The idea is very simple and intuitive. Assume that we have a queried set of images of Adam Sandler including some irrelevant images. We also have a vast number of random face images again collected from the Web. The first thing FAME does is to learn a linear model separating Sandler images (+ class) from the random images (- class). The hyperplane of gives the disciminativeness measure of Sandler images against to rest of the world (random images) by distance to the hyperplane. Based on this assumption, we select the top Sandler images that are far most from the hyperplane at the positive side. These images are supposed to be the most discriminant (iconic) images of Sandler compared to a random image. Second, we train another linear model that separates selected images (+ class) from remaining Sandler images (- images). measures the representativeness of each instance by examining them in relation to iconic images selected by . Thereafter, we eliminate instances that are most distant from the hyperplane at the negative side. We believe that those are the images that are different from the iconic images and diverse from the class basis. This is just a single iteration of FAME so we iterate this flow up to a desired number of iterations.
I know, “desired number of iterations” sounds tricky. Therefore, we can use some indicators to decide where to stop. We use the training accuracy of as the measure of data quality. This is because as we iterate, training accuracy of constantly increases up to a certain limit. This is very intuitive since as we eliminate spurious Sandler images, the dispersion of the random images and the remaining Sandler images is getting more clear. Hence, when we see a decrease or saturation of the accuracy score, we stop the algorithm and use the remaining salient images to train a final face model. Sometimes, the accuracy can get 100% in very few iterations. In that case, we wait until the elimination of 0.1 of category images. This is the overall elimination level that we encounter for all name categories.
Another carious fact of our method is the data representation. We rely on very high dimensional representations of face images since it is required to discern categories from the others despite of sub-modularity (view variation, visual differences) in each category. In that way, we are able to separate any category with 100% with an easy to train linear model (We tested it by training a linear model among all classes). Linear model takes faster FAME iterations compared to alternative complex classifiers. Furthermore, we observe better results with simple Logistic Regression compared to Linear SVM. Maybe, this is because SMV’s margin loss yields very stringed constraints over the sample space that is not suitable for our solution.
Face images are represented by 40000 dimension feature vectors, using a simple but powerful method proposed by Adam Coates LINK EKLE. It is basically single layer K-means quantization of visual words with 5 grid (4 quadrants + image center ) average spatial pooling (In their work, they use 4 quadrants but face images include information at the center as well.). If you are not able to run trendy and expensive multi-layer models, this simple K-means alternative works very well with little or no performance loss. You might see the example filters learned by the methods. There are many filter examples receptive to eyes and mouths. (Seems like magic !!!)

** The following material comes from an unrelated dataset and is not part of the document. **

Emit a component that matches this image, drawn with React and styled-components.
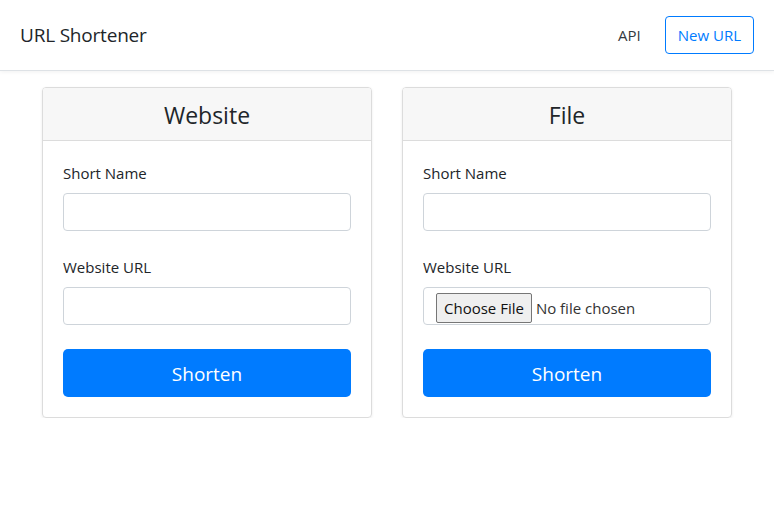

We train our final face models with L1 norm SVM over final pruned image collections and models are enhanced by grafting algorithm proposed by Simon Perkins LINK. Basically, grafting selects important feature dimensions in a greedy manner with respect to their gradient information at each iteration. This way, we ease the system requirements for the final models by reducing the necessary feature dimensions.
We tested our method and classification pipeline over well-known face datasets, PubFig83, FAN-large. (For more details visit project LINK page or refer to the paper). I won’t give the full result table but will give important ones. Our training pipeline ( Filter Learning + L1 SVM + grafting) (without data cleaning and models are trained with the training partition of the dataset) is able to classify 83 categories of PubFig83 with 90.75 % accuracy that is higher than state of art, up to our knowledge, presented by Becker et al. With 85.9%.
If we train our models with noisy web images after FAME iterations which is the real problem of this study, we are able to classify PubFig83 with 79.3% and FAN-large-ALL (so to say very hard dataset) with 67.1% accuracy values. However, notice that all these models are trained with only the web images filtered by FAME. The real improvement yielded by FAME is observed in comparison to baseline results. We conduct the baseline by using all the web images without any data filtering through the same training pipeline. This baseline gives 52.8% for PubFig and 52.7% for FAN-large. Hence the FAME improvement is very obvious.
As a final comment, this work has been submitted to BMVC14 but genteelly rejected with ironic reviews by 2 out of 3 reviewer. I also believe that this work is not really ready for publication, thus your comments are really precious to advance the idea.